Furthermore, make sure correspondence with your audience is about your audience. Emails, calls and promotional messaging that make it clear that their needs, not yours, are the priority, is essential. Constant touting of how well your sales are doing to lure them into wanting to stay with such a proven business can sometimes have the opposite effect. Always sending messages that first remind them that you’re products are the best and then thanking them for a purchase may make them feel like an afterthought.
Big ideas and pride is a wonderful thing, but so too, is humility and being OK with a non-showy, “less is more” business approach.
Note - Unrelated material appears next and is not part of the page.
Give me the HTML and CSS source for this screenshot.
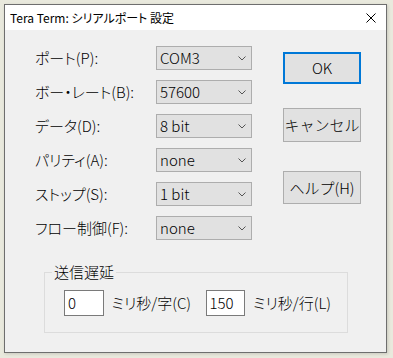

When we find ourselves in difficult situations, just like when the actor Macaulay Culkin was accidentally left home alone for the holidays and faced house-stalking bad guys, sometimes creativity is all that’s needed. You may recall the series of well-planned distractions put in place by the young actor which made the theives’ lives miserable. This isn’t to say we need to engage in over the top silliness to reach our goals.
The movie simply reminds us that sometimes, we need to do whatever it takes to thrive, even if the circumstance is challenging or happens unexpectedly. Plus, it reinforces the importance of anticipating our audience’s next steps, the power of observation, patience and timing and of course, finding creative ways to achieve what’s best for our business.